■ Given instruction
Select the lines that contain "styles" and copy each of them.

■ Record excerpts
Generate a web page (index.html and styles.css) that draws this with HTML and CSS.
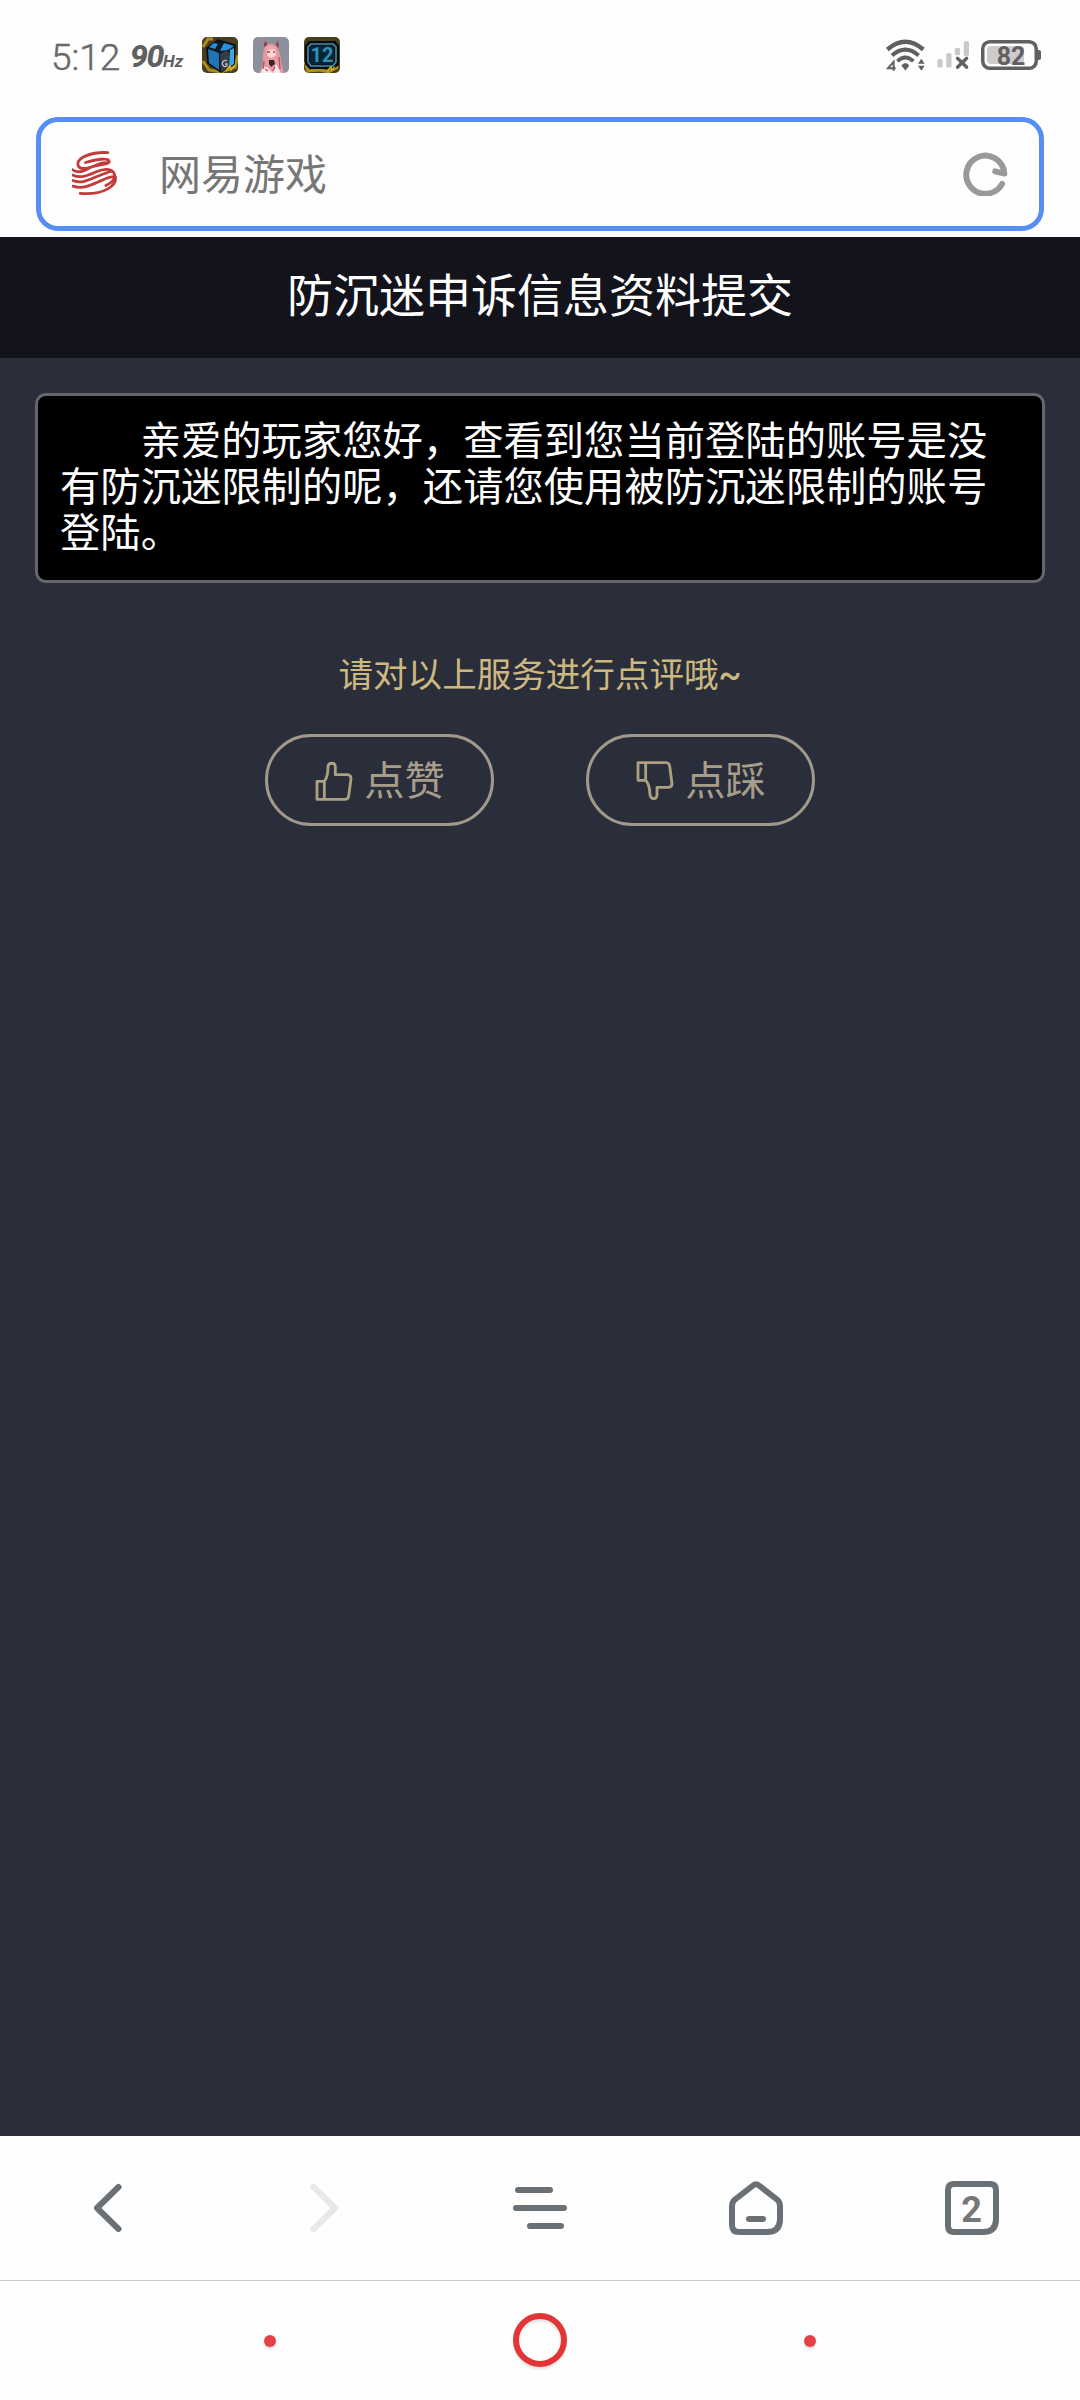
FILE: index.html
```html
<!DOCTYPE html>
<html lang="zh-CN">
<head>
<meta charset="utf-8">
<title>防沉迷申诉信息资料提交</title>
<link rel="stylesheet" href="styles.css">
</head>
<body>
<div class="status">
  <span class="time">5:12</span>
  <span class="rate">90</span><span class="hz">Hz</span>
  <div class="apps">
    <svg class="app" viewBox="0 0 36 36">
      <rect width="36" height="36" rx="5" fill="#4a3d22"/>
      <path d="M1 10 6 2h5M1 24l6 9 12 2 14-5 3-12" fill="none" stroke="#a98f1e" stroke-width="3"/>
      <path d="M5 11 16 3l17 5-1 19-13 8L6 26z" fill="#0d1a28" stroke="#080e16" stroke-width="1.5"/>
      <path d="M6 12l11 4v17L7 26z" fill="#1f74b4"/>
      <path d="M7 10l5-4 4 1-3 5zM22 6l10 3-6 4-8 1z" fill="#288fdb"/>
      <path d="M28 13l4-2v16l-5 3z" fill="#38a6e6"/>
      <path d="M18 17l6-4 3 3v15l-8 4z" fill="#3a3c44"/>
      <path d="M25 24a3 3 0 1 0 0 5v-2h-2" fill="none" stroke="#b9b9b9" stroke-width="1.3"/>
      <path d="M24 34l4-5 1 4 4-5" fill="none" stroke="#d5b21f" stroke-width="1.5"/>
    </svg>
    <svg class="app" viewBox="0 0 36 36">
      <rect width="36" height="36" rx="5" fill="#8d8f9c"/>
      <path d="M12 10q6-7 12 0 4 7 4 15l3 11H6q5-8 4-17 0-6 2-9z" fill="#e69aa0"/>
      <path d="M11 10q-1-4 2-6l1 4zM23 8l1-4q3 2 1 7z" fill="#a03742"/>
      <path d="M14 11q4-3 8 0l1 7q-5 6-9 0z" fill="#f9d8d2"/>
      <path d="M12 15q3-7 7-6 4 0 5 7l-3-4-5 1z" fill="#f3a7a8"/>
      <path d="M14 15h3M20 15h2" stroke="#a04550" stroke-width="1.3"/>
      <path d="M16 23l5 0 1 4-4 3-2-3z" fill="#3d2129"/>
      <path d="M8 36q1-7 6-6l6 6zM20 36l3-9 5 9z" fill="#f7eaea"/>
      <path d="M11 24l-1 8M26 20l1 12M12 32l3 2M22 30l-2 4" stroke="#bd4e5b" stroke-width="1.3"/>
    </svg>
    <svg class="app" viewBox="0 0 36 36">
      <rect width="36" height="36" rx="5" fill="#4a3f1c"/>
      <path d="M1 25l3 9 13-1 7 2 10-5" fill="none" stroke="#a99618" stroke-width="3"/>
      <path d="M5 5h26l3 4v18l-4 4H6l-4-4V9z" fill="#071522" stroke="#080b10" stroke-width="2"/>
      <path d="M7 7h22l3 3v15l-3 4H7l-3-4V10z" fill="none" stroke="#4c8aa5" stroke-width="1.6"/>
      <rect x="6" y="9" width="24" height="18" fill="#082434"/>
      <text class="app-num" x="18" y="25" text-anchor="middle">12</text>
      <path d="M23 34l4-4 1 3 3-3" fill="none" stroke="#d5b21f" stroke-width="1.5"/>
    </svg>
  </div>
  <div class="signals">
    <svg class="wifi" viewBox="48 58 120 98" fill="none" stroke="#606060">
      <path d="M52 89Q106 42 160 89" stroke-width="13"/>
      <path d="M66 107Q106 72 146 107" stroke-width="12"/>
      <path d="M82 124Q106 102 130 124" stroke-width="11"/>
      <path d="M94 137q12-15 24 0l-12 15z" fill="#606060" stroke="none"/>
      <path d="M154 117l10 15h-20zM144 138h20l-10 15z" fill="#606060" stroke="none"/>
      <path d="M71 153v-27L54 145h23" stroke-width="6"/>
    </svg>
    <svg class="cell" viewBox="200 60 100 90">
      <g fill="#c9c9c9"><rect x="201" y="117" width="16" height="26" rx="5"/><rect x="228" y="99" width="16" height="44" rx="5"/><rect x="254" y="83" width="16" height="23" rx="5"/><rect x="281" y="63" width="16" height="45" rx="5"/></g>
      <path d="M262 115l28 27M290 115l-28 27" stroke="#606060" stroke-width="10" stroke-linecap="round"/>
    </svg>
    <svg class="battery" viewBox="0 0 61 30">
      <rect x="1.75" y="1.75" width="53.5" height="26.5" rx="7" fill="none" stroke="#606060" stroke-width="3.5"/>
      <rect x="6" y="6" width="37" height="18" rx="4" fill="#ccc"/>
      <path d="M56 10h2q2 0 2 2v6q0 2-2 2h-2z" fill="#606060"/>
      <text class="level" x="30" y="24.5" text-anchor="middle">82</text>
    </svg>
  </div>
</div>
<div class="address">
  <svg class="logo" viewBox="155 152 137 137" fill="none" stroke="#c23a3a" stroke-width="8.500" stroke-linecap="round">
    <path d="M264 157C215 154 170 172 173 193C176 213 207 205 231 194C256 182 270 193 268 183C266 171 224 178 196 187M268 183C266 197 230 191 205 205C182 218 166 217 157 209"/>
    <path d="M157 225C181 238 208 224 229 215C252 205 275 204 283 220C291 237 277 248 258 257"/>
    <path d="M157 242C185 253 211 238 235 228C256 220 274 212 277 214"/>
    <path d="M158 259C188 270 217 254 242 243C262 234 279 228 287 231C292 255 256 287 180 281"/>
  </svg>
  <span class="site">网易游戏</span>
  <svg class="reload" viewBox="188 152 137 137" fill="none" stroke="#999" stroke-width="18" stroke-linecap="round" stroke-linejoin="round">
    <path d="M307 252A58 58 0 1 1 314 221L286 214"/>
  </svg>
</div>
<div class="title">防沉迷申诉信息资料提交</div>
<div class="page">
  <p class="message">亲爱的玩家您好，查看到您当前登陆的账号是没有防沉迷限制的呢，还请您使用被防沉迷限制的账号登陆。</p>
  <p class="prompt">请对以上服务进行点评哦<span class="tilde">~</span></p>
  <div class="votes">
    <div class="vote">
      <svg class="thumb" viewBox="168 109 108 114"><path d="M171 167h22v54h-22zM193 167Q204 153 204 123C205 110 225 109 226 122V147H263Q273 149 273 159L266 212Q264 221 254 221H193"/></svg>
      <span class="label">点赞</span>
    </div>
    <div class="vote">
      <svg class="thumb" viewBox="168 109 108 114"><path d="M171 111h23v53h-23zM194 164Q206 177 207 208C210 222 227 223 228 208V185H263Q273 184 273 174L266 121Q264 111 256 111H194"/></svg>
      <span class="label">点踩</span>
    </div>
  </div>
</div>
<div class="toolbar">
  <svg class="tool" viewBox="0 0 54 54"><path d="M37.500 6 16 27l21.500 21"/></svg>
  <svg class="tool off" viewBox="0 0 54 54"><path d="M16.500 6 38 27 16.500 48"/></svg>
  <svg class="tool" viewBox="0 0 54 54"><path d="M5 9h32M3 27h48M17 45h31"/></svg>
  <svg class="tool" viewBox="0 0 54 54"><path d="M24 4.500Q27 2 30 4.500L48 18.500Q51 21 51 25V38Q51 51 38 51H10Q3 51 3 44V25Q3 21 6 18.500zM20 38h14"/></svg>
  <svg class="tool" viewBox="0 0 54 54"><path d="M9 3h36q6 0 6 6v29q0 13-13 13H9q-6 0-6-6V9q0-6 6-6z"/><text class="count" x="26.500" y="41" text-anchor="middle">2</text></svg>
</div>
<div class="nav"><i class="dot"></i><i class="ring"></i><i class="dot"></i></div>
</body>
</html>
```
FILE: styles.css
```css
* { box-sizing: border-box; }
body {
  margin: 0;
  width: 1080px;
  height: 2400px;
  display: flex;
  flex-direction: column;
  overflow: hidden;
  background: #fefefe;
  font-family: Roboto, "Noto Sans CJK SC", sans-serif;
}
svg { display: block; flex: none; }
.status {
  height: 117px;
  padding: 37px 38px 0 51px;
  display: flex;
  align-items: flex-start;
  color: #686868;
}
.time { width: 79px; font-size: 37px; line-height: 41px; font-weight: 300; -webkit-text-stroke: .5px #686868; white-space: nowrap; }
.rate { width: 33px; font-size: 32px; line-height: 38px; font-weight: 800; font-style: italic; letter-spacing: -1.5px; color: #606060; }
.hz { width: 39px; font-size: 17px; line-height: 49px; font-weight: 700; font-style: italic; color: #606060; }
.apps { display: flex; gap: 15px; }
.app { width: 36px; height: 36px; }
.app-num { font: 700 20px Roboto, sans-serif; fill: #2d91b8; }
.signals { margin-left: auto; display: flex; align-items: flex-start; padding-top: 3px; }
.wifi { width: 40px; height: 33px; margin: -1px 11px 0 0; }
.cell { width: 33px; height: 30px; margin-right: 11px; }
.battery { width: 61px; height: 30px; }
.level { font: 700 25px Roboto, sans-serif; fill: #606060; }

.address {
  height: 114px;
  margin: 0 36px 6px;
  padding: 0 31px 1px;
  border: 5px solid #578ef4;
  border-radius: 22px;
  display: flex;
  align-items: center;
}
.logo, .reload { width: 45px; height: 45px; }
.site { flex: 1; margin: 0 0 3px 42px; font-size: 42px; line-height: 60px; color: #767676; font-family: "Noto Sans CJK SC", sans-serif; }

.title {
  height: 121px;
  background: #12131b;
  color: #fff;
  text-align: center;
  font: 46px/111px "Noto Sans CJK SC", sans-serif;
}
.page { flex: 1; background: #2a2d3a; padding: 35px 35px 0; font-family: "Noto Sans CJK SC", sans-serif; }
.message {
  margin: 0;
  height: 190px;
  padding: 19px 21px 0 22px;
  border: 3px solid #65666c;
  border-radius: 11px;
  background: #000;
  color: #fff;
  font-size: 40.32px;
  line-height: 46px;
  text-indent: 2em;
}
.prompt { margin: 64px 0 37px; font-size: 34.56px; line-height: 50px; text-align: center; color: #cdb97f; }
.tilde { font-family: Roboto, sans-serif; font-weight: 500; line-height: 1; }
.votes { display: flex; justify-content: center; gap: 92px; }
.vote {
  width: 229px;
  height: 92px;
  padding-left: 2px;
  border: 3px solid #a1998a;
  border-radius: 46px;
  display: flex;
  align-items: center;
  justify-content: center;
  gap: 12px;
  color: #a79e8a;
  font-size: 40.3px;
  line-height: 60px;
}
.label { margin-bottom: 4px; }
.thumb { width: 36px; height: 38px; margin-top: 1px; fill: none; stroke: #aba07f; stroke-width: 8.5; stroke-linejoin: round; overflow: visible; }

.toolbar {
  height: 145px;
  border-bottom: 1px solid #ccc;
  display: grid;
  grid-template-columns: repeat(5, 1fr);
  justify-items: center;
  align-items: center;
}
.tool { width: 54px; height: 54px; fill: none; stroke: #6b7075; stroke-width: 6; stroke-linecap: round; stroke-linejoin: round; }
.off { stroke: #e8e8e8; }
.count { font: 700 36px Roboto, sans-serif; fill: #777; stroke: none; }
.nav { height: 119px; padding-bottom: 1px; display: grid; grid-template-columns: repeat(3, 270px); justify-content: center; justify-items: center; align-items: center; }
.dot { width: 12px; height: 12px; margin-top: 2px; border-radius: 50%; background: #e34146; box-shadow: 0 2px 3px #0002; }
.ring { width: 54px; height: 54px; border: 6px solid #e13538; border-radius: 50%; box-shadow: 0 2px 3px #0002, inset 0 2px 3px #0002; }
```
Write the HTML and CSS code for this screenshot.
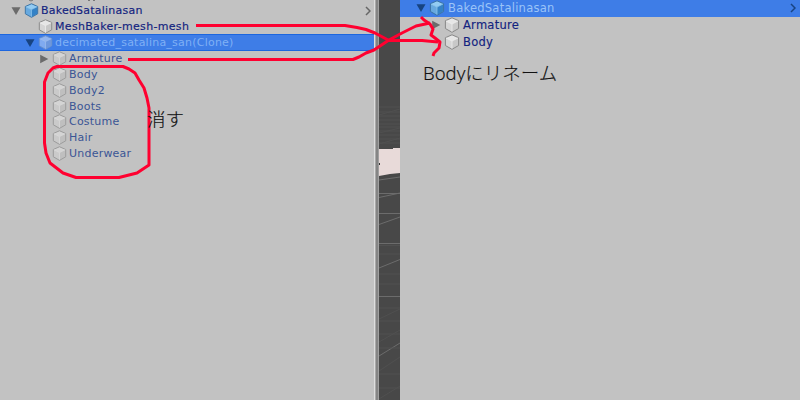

■ Completed exercise
Generate a web page (index.html and styles.css) that draws this with HTML and CSS.
<link rel="stylesheet" href="styles.css">
FILE: styles.css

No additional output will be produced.